El Rey como último escollo
Un Gobierno dispuesto a cambiar el Código Penal y, naturalmente, la Constitución llegado el caso, que ha decidido unir su suerte a la de la brutal dictadura venezolana, de la mano de sus socios de Gobierno, la claque de Maduro en España, como ha demostrado el episodio protagonizado por el ministro Ábalos en Barajas con la vicepresidenta del tirano, una exclusiva de este diario. La respuesta del aludido explicita mejor que mil palabras la talla moral del sujeto y del Gobierno al que pertenece: “Yo vine para quedarme y a mí no me echa nadie”, dijo ayer el demócrata, que días antes había despachado el asunto de forma destemplada y soez, amenazadora incluso, propia de ofendido matón de club de alterne.

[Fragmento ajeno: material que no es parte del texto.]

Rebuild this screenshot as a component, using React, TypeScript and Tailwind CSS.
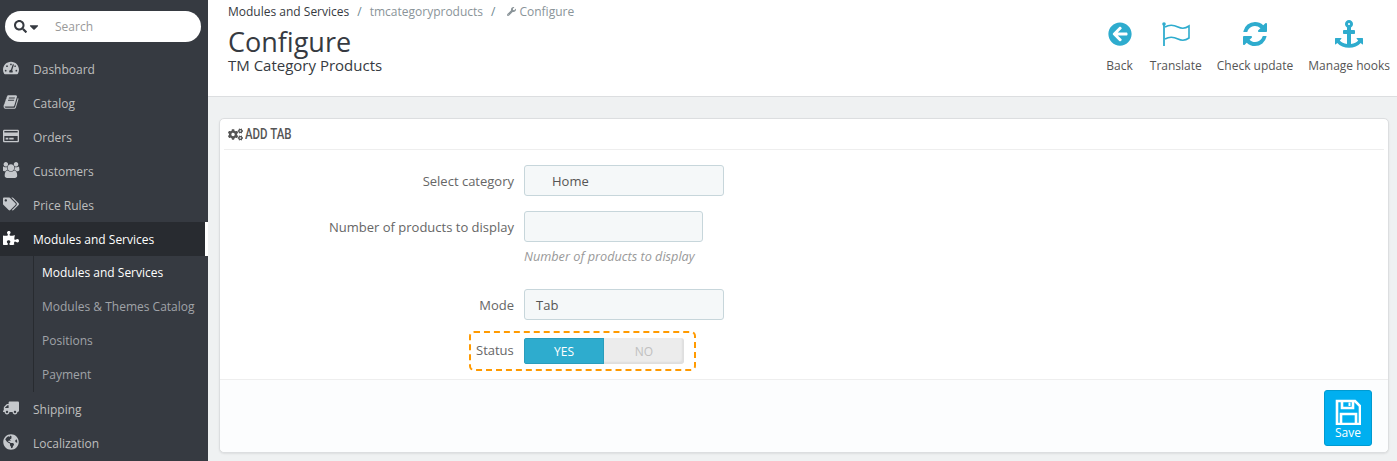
import type { ReactNode } from 'react';
import {
  FaArrowCircleLeft,
  FaCaretDown,
  FaCogs,
  FaGlobeAmericas,
  FaPuzzlePiece,
  FaRegCreditCard,
  FaSearch,
  FaTachometerAlt,
  FaTags,
  FaTruck,
  FaWrench,
} from 'react-icons/fa';

const BookIcon = () => (
  <svg width="16" height="16" viewBox="0 0 1792 1792" fill="currentColor">
    <path d="M1703 478q40 57 18 129l-275 906q-19 64-76.5 107.5t-122.5 43.5h-923q-77 0-148.5-53.5t-99.5-131.5q-24-67-2-127 0-4 3-27t4-37q1-8-3-21.5t-3-19.5q2-11 8-21t16.5-23.5 16.5-23.5q23-38 45-91.5t30-91.5q3-10 .5-30t-.5-28q3-11 17-28t17-23q21-36 42-92t25-90q1-9-2.5-32t.5-28q4-13 22-30.5t22-22.5q19-26 42.5-84.5t27.5-96.5q1-8-3-25.5t-2-26.5q2-8 9-18t18-23 17-21q8-12 16.5-30.5t15-35 16-36 19.5-32 26.5-23.5 36-11.5 47.5 5.5l-1 3q38-9 51-9h761q74 0 114 56t18 130l-274 906q-36 119-71.5 153.5t-128.5 34.5h-869q-27 0-38 15-11 16-1 43 24 70 144 70h923q29 0 56-15.5t35-41.5l300-987q7-22 5-57 38 15 59 43zm-1064 2q-4 13 2 22.5t20 9.5h608q13 0 25.5-9.5t16.5-22.5l21-64q4-13-2-22.5t-20-9.5h-608q-13 0-25.5 9.5t-16.5 22.5zm-83 256q-4 13 2 22.5t20 9.5h608q13 0 25.5-9.5t16.5-22.5l21-64q4-13-2-22.5t-20-9.5h-608q-13 0-25.5 9.5t-16.5 22.5z" />
  </svg>
);

const UsersIcon = () => (
  <svg width="17" height="16" viewBox="0 0 1920 1792" fill="currentColor">
    <path d="M529 896q-162 5-265 128h-134q-82 0-138-40.5t-56-118.5q0-353 124-353 6 0 43.5 21t97.5 42.5 119 21.5q67 0 133-23-5 37-5 66 0 139 81 256zm1071 637q0 120-73 189.5t-194 69.5h-874q-121 0-194-69.5t-73-189.5q0-53 3.5-103.5t14-109 26.5-108.5 43-97.5 62-81 85.5-53.5 111.5-20q10 0 43 21.5t73 48 107 48 135 21.5 135-21.5 107-48 73-48 43-21.5q61 0 111.5 20t85.5 53.5 62 81 43 97.5 26.5 108.5 14 109 3.5 103.5zm-1024-1277q0 106-75 181t-181 75-181-75-75-181 75-181 181-75 181 75 75 181zm704 384q0 159-112.5 271.5t-271.5 112.5-271.5-112.5-112.5-271.5 112.5-271.5 271.5-112.5 271.5 112.5 112.5 271.5zm576 225q0 78-56 118.5t-138 40.5h-134q-103-123-265-128 81-117 81-256 0-29-5-66 66 23 133 23 59 0 119-21.5t97.5-42.5 43.5-21q124 0 124 353zm-128-609q0 106-75 181t-181 75-181-75-75-181 75-181 181-75 181 75 75 181z" />
  </svg>
);

const RefreshIcon = () => (
  <svg width="28" height="28" viewBox="0 0 1792 1792" fill="currentColor">
    <path d="M1639 1056q0 5-1 7-64 268-268 434.5t-478 166.5q-146 0-282.5-55t-243.5-157l-129 129q-19 19-45 19t-45-19-19-45v-448q0-26 19-45t45-19h448q26 0 45 19t19 45-19 45l-137 137q71 66 161 102t187 36q134 0 250-65t186-179q11-17 53-117 8-23 30-23h192q13 0 22.5 9.5t9.5 22.5zm25-800v448q0 26-19 45t-45 19h-448q-26 0-45-19t-19-45 19-45l138-138q-148-137-349-137-134 0-250 65t-186 179q-11 17-53 117-8 23-30 23h-199q-13 0-22.5-9.5t-9.5-22.5v-7q65-268 270-434.5t480-166.5q146 0 284 55.5t245 156.5l130-129q19-19 45-19t45 19 19 45z" />
  </svg>
);

const AnchorIcon = () => (
  <svg width="28" height="28" viewBox="0 0 1792 1792" fill="currentColor">
    <path d="M960 256q0-26-19-45t-45-19-45 19-19 45 19 45 45 19 45-19 19-45zm832 928v352q0 22-20 30-8 2-12 2-12 0-23-9l-93-93q-119 143-318.5 226.5t-429.5 83.5-429.5-83.5-318.5-226.5l-93 93q-9 9-23 9-4 0-12-2-20-8-20-30v-352q0-14 9-23t23-9h352q22 0 30 20 8 19-7 35l-100 100q67 91 189.5 153.5t271.5 82.5v-647h-192q-26 0-45-19t-19-45v-128q0-26 19-45t45-19h192v-163q-58-34-93-92.5t-35-128.5q0-106 75-181t181-75 181 75 75 181q0 70-35 128.5t-93 92.5v163h192q26 0 45 19t19 45v128q0 26-19 45t-45 19h-192v647q149-20 271.5-82.5t189.5-153.5l-100-100q-15-16-7-35 8-20 30-20h352q14 0 23 9t9 23z" />
  </svg>
);

const FlagIcon = () => (
  <svg width="28" height="26" viewBox="0 0 28 26" fill="none" stroke="currentColor">
    <circle cx="2" cy="3" r="1.8" fill="currentColor" stroke="none" />
    <path d="M2 3V25" strokeWidth="1.8" />
    <path d="M3 6C8 3 12 4 16 6S23 8 27 5V17C23 20 20 20 16 18S8 15 3 18" strokeWidth="1.6" />
  </svg>
);

const SaveIcon = () => (
  <svg width="26" height="26" viewBox="0 0 26 26" fill="none" stroke="currentColor" strokeWidth="2.6">
    <path d="M2 2H20L25 7V25H2Z" />
    <path d="M7 2V9H18V2" />
    <path d="M14.5 3.5V7" strokeWidth="2" />
    <path d="M6 25V15H21V25" />
  </svg>
);

const NavItem = ({ icon, label, active }: { icon: ReactNode; label: string; active?: boolean }) => (
  <div
    className={`flex h-[34px] items-center ${
      active ? 'border-r-[3px] border-white bg-[#282b30] text-white' : 'text-[#bebebe]'
    }`}
  >
    <span className={`flex w-[33px] justify-start pb-[2px] pl-[3px] text-[16px] ${active ? 'text-white' : 'text-[#c5c8cc]'}`}>{icon}</span>
    <span className="pt-[1px] text-[12px]">{label}</span>
  </div>
);

const SubItem = ({ label, active }: { label: string; active?: boolean }) => (
  <div className={`flex h-[34px] items-center pl-[42px] text-[12px] ${active ? 'text-white' : 'text-[#a0a3a8]'}`}>{label}</div>
);

const ToolButton = ({ icon, label, className }: { icon: ReactNode; label: string; className?: string }) => (
  <div className={`flex flex-col items-center ${className ?? ''}`}>
    <span className="flex h-[28px] items-center text-[24px] text-[#2eacce]">{icon}</span>
    <span className="mt-[10px] text-[12px] leading-[16px] text-[#555]">{label}</span>
  </div>
);

const Sidebar = () => (
  <aside className="w-[208px] shrink-0 bg-[#363a41]">
    <div className="px-[5px] pb-[10px] pt-[11px]">
      <div className="flex h-[31px] w-[196px] items-center rounded-full bg-white pl-[9px]">
        <FaSearch className="text-[13px] text-[#363a41]" />
        <FaCaretDown className="text-[14px] text-[#363a41]" />
        <span className="ml-[14px] text-[12px] text-[#999]">Search</span>
      </div>
    </div>
    <NavItem icon={<FaTachometerAlt />} label="Dashboard" />
    <NavItem icon={<BookIcon />} label="Catalog" />
    <NavItem icon={<FaRegCreditCard />} label="Orders" />
    <NavItem icon={<UsersIcon />} label="Customers" />
    <NavItem icon={<FaTags />} label="Price Rules" />
    <NavItem icon={<FaPuzzlePiece />} label="Modules and Services" active />
    <div className="relative">
      <div className="absolute bottom-0 left-[33px] top-0 w-px bg-[#282b30]" />
      <SubItem label="Modules and Services" active />
      <SubItem label="Modules & Themes Catalog" />
      <SubItem label="Positions" />
      <SubItem label="Payment" />
    </div>
    <NavItem icon={<FaTruck className="-scale-x-100" />} label="Shipping" />
    <NavItem icon={<FaGlobeAmericas />} label="Localization" />
  </aside>
);

const Field = ({ label, value, width }: { label: string; value?: ReactNode; width: string }) => (
  <div className="flex items-center">
    <div className="w-[304px] pr-[10px] pt-[2px] text-right text-[13px] text-[#666]">{label}</div>
    <div className={`flex h-[31px] items-center rounded-[3px] border border-[#c7d6db] bg-[#f5f8f9] pt-[2px] text-[13px] text-[#555] ${width}`}>
      {value}
    </div>
  </div>
);

export default function App() {
  return (
    <div className="flex h-[461px] w-[1397px] overflow-hidden bg-[#eff1f2] font-['Open_Sans',sans-serif]">
      <Sidebar />
      <main className="min-w-0 flex-1">
        <header className="flex h-[97px] justify-between border-b border-[#dcdee0] bg-white pl-[20px] pr-[7px]">
          <div>
            <div className="flex pt-[3px] text-[12px] leading-[17px]">
              <span className="text-[#363a41]">Modules and Services</span>
              <span className="mx-[8px] text-[#6c868e]">/</span>
              <span className="text-[#8a9499]">tmcategoryproducts</span>
              <span className="mx-[8px] text-[#6c868e]">/</span>
              <span className="flex items-center text-[#8a9499]">
                <FaWrench className="ml-[4px] mr-[3px] text-[9px]" />
                Configure
              </span>
            </div>
            <h1 className="mt-[7px] text-[27px] leading-[30px] text-[#363a41]">Configure</h1>
            <div className="text-[15px] leading-[17px] text-[#363a41]">TM Category Products</div>
          </div>
          <div className="flex gap-[15px] pt-[20px]">
            <ToolButton icon={<FaArrowCircleLeft />} label="Back" className="mr-[2px]" />
            <ToolButton icon={<FlagIcon />} label="Translate" />
            <ToolButton icon={<RefreshIcon />} label="Check update" />
            <ToolButton icon={<AnchorIcon />} label="Manage hooks" />
          </div>
        </header>
        <section className="ml-[11px] mr-[8px] mt-[21px] h-[335px] rounded-[5px] border border-[#dcdee0] bg-white shadow-[0_1px_2px_rgba(0,0,0,0.08)]">
          <div className="mx-[4px] flex h-[31px] items-center gap-[2px] border-b border-[#eeeeee] pl-[4px] text-[#555]">
            <FaCogs className="text-[15px]" />
            <span className="inline-block origin-left scale-x-[0.82] font-['Roboto',sans-serif] text-[14px] font-medium">ADD TAB</span>
          </div>
          <div className="h-[229px] pt-[15px]">
            <Field label="Select category" width="w-[200px]" value={<span className="pl-[27px]">Home</span>} />
            <div className="mt-[15px]">
              <Field label="Number of products to display" width="w-[179px]" />
            </div>
            <div className="ml-[304px] mt-[5px] text-[12.7px] italic text-[#999]">Number of products to display</div>
            <div className="mt-[23px]">
              <Field label="Mode" width="w-[200px]" value={<span className="pl-[11px]">Tab</span>} />
            </div>
            <div className="ml-[249px] mt-[11px] flex h-[40px] w-[227px] items-center rounded-[5px] border-2 border-dashed border-[#ff9a00]">
              <span className="ml-[5px] w-[48px] text-[13px] text-[#666]">Status</span>
              <div className="flex h-[26px] w-[160px] overflow-hidden rounded-[3px] bg-[#ececec] text-[12px] shadow-[inset_-2px_-2px_2px_rgba(0,0,0,0.06)]">
                <span className="flex w-[80px] items-center justify-center border border-[#2a9dbc] bg-[#2eacce] pt-[1px] text-white">YES</span>
                <span className="flex w-[80px] items-center justify-center pt-[1px] text-[#c0c0c0]">NO</span>
              </div>
            </div>
          </div>
          <div className="flex h-[73px] justify-end rounded-b-[5px] border-t border-[#eeeeee] bg-[#fcfdfe] pr-[16px] pt-[10px]">
            <button className="flex h-[56px] w-[48px] flex-col items-center rounded-[3px] border border-[#009ad0] bg-[#00aff0] text-white">
              <span className="mt-[8px] flex"><SaveIcon /></span>
              <span className="text-[12px] leading-[16px]">Save</span>
            </button>
          </div>
        </section>
      </main>
    </div>
  );
}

Frente a tal fundamental desafío, la figura del Rey emerge más que nunca como valladar, último escollo que deberán superar quienes pretendan no ya dar por cerrada la Transición, muerta de muerte natural, sino acabar con el régimen de monarquía parlamentaria para ir hacia esa III República de carácter plurinacional que pretende el PSOE de Sánchez. Felipe VI es una figura de prestigio en el mundo y una garantía de estabilidad para los socios de la UE y resto de países occidentales, cuya importancia a la hora de anclar a España en esa comunidad de naciones que comparte los principios de la democracia liberal va a ir en aumento ante la creciente amenaza del Gobierno frentepopulista de Pedro & Pablo. El monarca cuenta con el total respaldo de los Gobiernos de la UE y naturalmente del de Estados Unidos y sus servicios de inteligencia, aunando la amistad de los dueños del petróleo y la del lobby judío. El episodio de Barajas ha puesto sobre aviso a Washington. De pronto, el fantasma de una sucursal europea amiga de la narco dictadura venezolana se ha hecho presente en la administración Trump. Acostumbrado a pasarse por el arco de sus caprichos a un país carente de fibra moral como el nuestro, el intrépido Sánchez ha ido a buscarse un mal enemigo.